DATA LINES:
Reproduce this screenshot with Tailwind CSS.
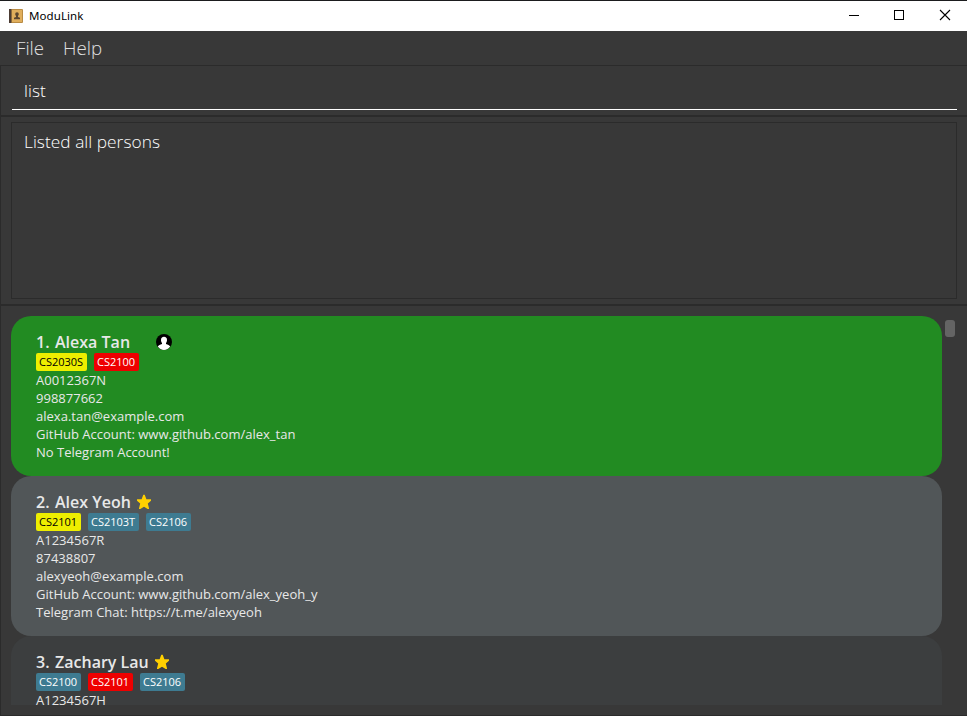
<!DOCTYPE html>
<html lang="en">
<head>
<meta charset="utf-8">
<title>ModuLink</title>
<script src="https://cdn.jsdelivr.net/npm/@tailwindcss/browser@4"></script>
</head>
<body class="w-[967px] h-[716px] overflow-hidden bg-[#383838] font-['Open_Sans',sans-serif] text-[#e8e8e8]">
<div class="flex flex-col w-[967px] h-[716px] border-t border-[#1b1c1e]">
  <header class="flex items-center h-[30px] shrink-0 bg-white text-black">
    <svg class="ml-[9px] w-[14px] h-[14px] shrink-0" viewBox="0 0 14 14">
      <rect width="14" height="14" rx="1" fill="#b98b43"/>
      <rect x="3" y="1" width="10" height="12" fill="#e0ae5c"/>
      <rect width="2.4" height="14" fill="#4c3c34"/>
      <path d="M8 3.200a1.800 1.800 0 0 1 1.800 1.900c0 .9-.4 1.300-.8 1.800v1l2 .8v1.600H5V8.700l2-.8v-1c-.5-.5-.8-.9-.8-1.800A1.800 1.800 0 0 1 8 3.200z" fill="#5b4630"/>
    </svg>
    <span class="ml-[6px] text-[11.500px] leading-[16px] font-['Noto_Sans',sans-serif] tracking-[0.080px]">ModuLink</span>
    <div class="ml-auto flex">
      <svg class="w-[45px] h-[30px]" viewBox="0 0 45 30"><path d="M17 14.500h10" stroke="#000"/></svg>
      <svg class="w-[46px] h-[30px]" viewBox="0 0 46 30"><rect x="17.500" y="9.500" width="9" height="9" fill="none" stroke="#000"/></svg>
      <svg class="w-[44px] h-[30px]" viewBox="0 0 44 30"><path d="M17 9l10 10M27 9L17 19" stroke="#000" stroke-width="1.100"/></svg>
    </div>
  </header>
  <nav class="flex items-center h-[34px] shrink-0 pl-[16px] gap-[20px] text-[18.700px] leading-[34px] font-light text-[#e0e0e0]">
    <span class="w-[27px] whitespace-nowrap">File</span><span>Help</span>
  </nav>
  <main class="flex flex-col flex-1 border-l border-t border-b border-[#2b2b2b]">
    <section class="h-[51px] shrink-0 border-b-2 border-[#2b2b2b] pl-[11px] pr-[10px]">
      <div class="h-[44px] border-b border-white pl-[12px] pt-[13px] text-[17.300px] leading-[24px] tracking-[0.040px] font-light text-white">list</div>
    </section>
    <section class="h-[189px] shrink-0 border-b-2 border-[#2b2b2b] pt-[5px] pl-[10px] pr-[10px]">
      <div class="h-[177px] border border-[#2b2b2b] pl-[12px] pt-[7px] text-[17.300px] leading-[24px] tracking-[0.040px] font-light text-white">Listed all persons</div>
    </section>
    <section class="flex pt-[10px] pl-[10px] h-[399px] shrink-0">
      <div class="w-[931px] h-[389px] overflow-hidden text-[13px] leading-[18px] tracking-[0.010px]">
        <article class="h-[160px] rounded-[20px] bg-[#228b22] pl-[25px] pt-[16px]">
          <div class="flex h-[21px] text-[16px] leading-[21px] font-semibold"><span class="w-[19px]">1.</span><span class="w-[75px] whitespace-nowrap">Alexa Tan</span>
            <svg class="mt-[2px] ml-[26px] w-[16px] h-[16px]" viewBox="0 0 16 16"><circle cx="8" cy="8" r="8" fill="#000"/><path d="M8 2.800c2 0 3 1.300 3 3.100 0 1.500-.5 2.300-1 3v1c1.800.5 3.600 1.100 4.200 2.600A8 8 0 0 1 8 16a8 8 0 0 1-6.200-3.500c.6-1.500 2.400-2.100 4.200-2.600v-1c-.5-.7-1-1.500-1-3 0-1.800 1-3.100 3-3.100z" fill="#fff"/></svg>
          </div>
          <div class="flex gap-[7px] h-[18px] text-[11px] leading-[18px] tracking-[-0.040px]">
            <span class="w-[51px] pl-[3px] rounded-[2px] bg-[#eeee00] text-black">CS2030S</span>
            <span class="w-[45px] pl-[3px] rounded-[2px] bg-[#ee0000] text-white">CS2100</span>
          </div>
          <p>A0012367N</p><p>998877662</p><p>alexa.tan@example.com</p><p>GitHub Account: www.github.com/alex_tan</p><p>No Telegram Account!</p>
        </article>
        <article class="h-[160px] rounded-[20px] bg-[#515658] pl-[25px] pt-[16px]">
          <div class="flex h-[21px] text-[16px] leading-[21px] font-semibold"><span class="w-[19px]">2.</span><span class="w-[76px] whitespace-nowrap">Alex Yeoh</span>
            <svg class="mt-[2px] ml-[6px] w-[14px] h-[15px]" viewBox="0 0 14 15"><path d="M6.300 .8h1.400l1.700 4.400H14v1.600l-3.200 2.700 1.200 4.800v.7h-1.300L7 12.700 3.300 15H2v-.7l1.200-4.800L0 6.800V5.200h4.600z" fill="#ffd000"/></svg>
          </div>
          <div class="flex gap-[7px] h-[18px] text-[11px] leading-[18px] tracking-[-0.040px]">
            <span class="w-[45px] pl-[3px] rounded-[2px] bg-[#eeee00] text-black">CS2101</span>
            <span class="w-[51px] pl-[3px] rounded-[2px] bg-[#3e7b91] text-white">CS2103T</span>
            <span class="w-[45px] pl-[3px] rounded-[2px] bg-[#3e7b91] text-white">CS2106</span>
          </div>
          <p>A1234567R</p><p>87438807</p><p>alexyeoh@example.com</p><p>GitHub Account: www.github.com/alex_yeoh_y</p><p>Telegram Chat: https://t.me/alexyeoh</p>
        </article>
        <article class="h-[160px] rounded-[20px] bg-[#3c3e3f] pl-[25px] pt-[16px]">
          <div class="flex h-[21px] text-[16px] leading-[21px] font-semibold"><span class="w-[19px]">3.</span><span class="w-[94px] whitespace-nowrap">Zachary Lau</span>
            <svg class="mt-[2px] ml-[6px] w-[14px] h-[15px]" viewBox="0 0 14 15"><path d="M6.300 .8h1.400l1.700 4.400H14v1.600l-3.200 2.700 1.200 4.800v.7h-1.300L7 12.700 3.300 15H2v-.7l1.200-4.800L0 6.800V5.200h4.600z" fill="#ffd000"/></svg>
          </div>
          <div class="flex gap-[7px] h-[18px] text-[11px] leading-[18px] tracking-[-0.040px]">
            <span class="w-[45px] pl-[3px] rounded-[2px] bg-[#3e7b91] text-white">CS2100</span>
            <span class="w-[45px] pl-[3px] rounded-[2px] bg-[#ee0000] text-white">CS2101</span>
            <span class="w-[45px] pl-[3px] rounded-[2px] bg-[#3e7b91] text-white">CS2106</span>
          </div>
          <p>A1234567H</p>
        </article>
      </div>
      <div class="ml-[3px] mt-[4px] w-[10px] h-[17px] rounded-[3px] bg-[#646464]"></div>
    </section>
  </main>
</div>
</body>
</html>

TASK DIRECTIONS:
Quote the full listing above word for word; exclude every picture from the copy.

FULL ANSWER:
Reproduce this screenshot with Tailwind CSS.
<!DOCTYPE html>
<html lang="en">
<head>
<meta charset="utf-8">
<title>ModuLink</title>
<script src="https://cdn.jsdelivr.net/npm/@tailwindcss/browser@4"></script>
</head>
<body class="w-[967px] h-[716px] overflow-hidden bg-[#383838] font-['Open_Sans',sans-serif] text-[#e8e8e8]">
<div class="flex flex-col w-[967px] h-[716px] border-t border-[#1b1c1e]">
  <header class="flex items-center h-[30px] shrink-0 bg-white text-black">
    <svg class="ml-[9px] w-[14px] h-[14px] shrink-0" viewBox="0 0 14 14">
      <rect width="14" height="14" rx="1" fill="#b98b43"/>
      <rect x="3" y="1" width="10" height="12" fill="#e0ae5c"/>
      <rect width="2.4" height="14" fill="#4c3c34"/>
      <path d="M8 3.200a1.800 1.800 0 0 1 1.800 1.900c0 .9-.4 1.300-.8 1.800v1l2 .8v1.600H5V8.700l2-.8v-1c-.5-.5-.8-.9-.8-1.800A1.800 1.800 0 0 1 8 3.200z" fill="#5b4630"/>
    </svg>
    <span class="ml-[6px] text-[11.500px] leading-[16px] font-['Noto_Sans',sans-serif] tracking-[0.080px]">ModuLink</span>
    <div class="ml-auto flex">
      <svg class="w-[45px] h-[30px]" viewBox="0 0 45 30"><path d="M17 14.500h10" stroke="#000"/></svg>
      <svg class="w-[46px] h-[30px]" viewBox="0 0 46 30"><rect x="17.500" y="9.500" width="9" height="9" fill="none" stroke="#000"/></svg>
      <svg class="w-[44px] h-[30px]" viewBox="0 0 44 30"><path d="M17 9l10 10M27 9L17 19" stroke="#000" stroke-width="1.100"/></svg>
    </div>
  </header>
  <nav class="flex items-center h-[34px] shrink-0 pl-[16px] gap-[20px] text-[18.700px] leading-[34px] font-light text-[#e0e0e0]">
    <span class="w-[27px] whitespace-nowrap">File</span><span>Help</span>
  </nav>
  <main class="flex flex-col flex-1 border-l border-t border-b border-[#2b2b2b]">
    <section class="h-[51px] shrink-0 border-b-2 border-[#2b2b2b] pl-[11px] pr-[10px]">
      <div class="h-[44px] border-b border-white pl-[12px] pt-[13px] text-[17.300px] leading-[24px] tracking-[0.040px] font-light text-white">list</div>
    </section>
    <section class="h-[189px] shrink-0 border-b-2 border-[#2b2b2b] pt-[5px] pl-[10px] pr-[10px]">
      <div class="h-[177px] border border-[#2b2b2b] pl-[12px] pt-[7px] text-[17.300px] leading-[24px] tracking-[0.040px] font-light text-white">Listed all persons</div>
    </section>
    <section class="flex pt-[10px] pl-[10px] h-[399px] shrink-0">
      <div class="w-[931px] h-[389px] overflow-hidden text-[13px] leading-[18px] tracking-[0.010px]">
        <article class="h-[160px] rounded-[20px] bg-[#228b22] pl-[25px] pt-[16px]">
          <div class="flex h-[21px] text-[16px] leading-[21px] font-semibold"><span class="w-[19px]">1.</span><span class="w-[75px] whitespace-nowrap">Alexa Tan</span>
            <svg class="mt-[2px] ml-[26px] w-[16px] h-[16px]" viewBox="0 0 16 16"><circle cx="8" cy="8" r="8" fill="#000"/><path d="M8 2.800c2 0 3 1.300 3 3.100 0 1.500-.5 2.300-1 3v1c1.800.5 3.600 1.100 4.200 2.600A8 8 0 0 1 8 16a8 8 0 0 1-6.200-3.500c.6-1.500 2.400-2.100 4.200-2.600v-1c-.5-.7-1-1.500-1-3 0-1.800 1-3.100 3-3.100z" fill="#fff"/></svg>
          </div>
          <div class="flex gap-[7px] h-[18px] text-[11px] leading-[18px] tracking-[-0.040px]">
            <span class="w-[51px] pl-[3px] rounded-[2px] bg-[#eeee00] text-black">CS2030S</span>
            <span class="w-[45px] pl-[3px] rounded-[2px] bg-[#ee0000] text-white">CS2100</span>
          </div>
          <p>A0012367N</p><p>998877662</p><p>alexa.tan@example.com</p><p>GitHub Account: www.github.com/alex_tan</p><p>No Telegram Account!</p>
        </article>
        <article class="h-[160px] rounded-[20px] bg-[#515658] pl-[25px] pt-[16px]">
          <div class="flex h-[21px] text-[16px] leading-[21px] font-semibold"><span class="w-[19px]">2.</span><span class="w-[76px] whitespace-nowrap">Alex Yeoh</span>
            <svg class="mt-[2px] ml-[6px] w-[14px] h-[15px]" viewBox="0 0 14 15"><path d="M6.300 .8h1.400l1.700 4.400H14v1.600l-3.200 2.700 1.200 4.800v.7h-1.300L7 12.700 3.300 15H2v-.7l1.200-4.800L0 6.800V5.200h4.600z" fill="#ffd000"/></svg>
          </div>
          <div class="flex gap-[7px] h-[18px] text-[11px] leading-[18px] tracking-[-0.040px]">
            <span class="w-[45px] pl-[3px] rounded-[2px] bg-[#eeee00] text-black">CS2101</span>
            <span class="w-[51px] pl-[3px] rounded-[2px] bg-[#3e7b91] text-white">CS2103T</span>
            <span class="w-[45px] pl-[3px] rounded-[2px] bg-[#3e7b91] text-white">CS2106</span>
          </div>
          <p>A1234567R</p><p>87438807</p><p>alexyeoh@example.com</p><p>GitHub Account: www.github.com/alex_yeoh_y</p><p>Telegram Chat: https://t.me/alexyeoh</p>
        </article>
        <article class="h-[160px] rounded-[20px] bg-[#3c3e3f] pl-[25px] pt-[16px]">
          <div class="flex h-[21px] text-[16px] leading-[21px] font-semibold"><span class="w-[19px]">3.</span><span class="w-[94px] whitespace-nowrap">Zachary Lau</span>
            <svg class="mt-[2px] ml-[6px] w-[14px] h-[15px]" viewBox="0 0 14 15"><path d="M6.300 .8h1.400l1.700 4.400H14v1.600l-3.200 2.700 1.200 4.800v.7h-1.300L7 12.700 3.300 15H2v-.7l1.200-4.800L0 6.800V5.200h4.600z" fill="#ffd000"/></svg>
          </div>
          <div class="flex gap-[7px] h-[18px] text-[11px] leading-[18px] tracking-[-0.040px]">
            <span class="w-[45px] pl-[3px] rounded-[2px] bg-[#3e7b91] text-white">CS2100</span>
            <span class="w-[45px] pl-[3px] rounded-[2px] bg-[#ee0000] text-white">CS2101</span>
            <span class="w-[45px] pl-[3px] rounded-[2px] bg-[#3e7b91] text-white">CS2106</span>
          </div>
          <p>A1234567H</p>
        </article>
      </div>
      <div class="ml-[3px] mt-[4px] w-[10px] h-[17px] rounded-[3px] bg-[#646464]"></div>
    </section>
  </main>
</div>
</body>
</html>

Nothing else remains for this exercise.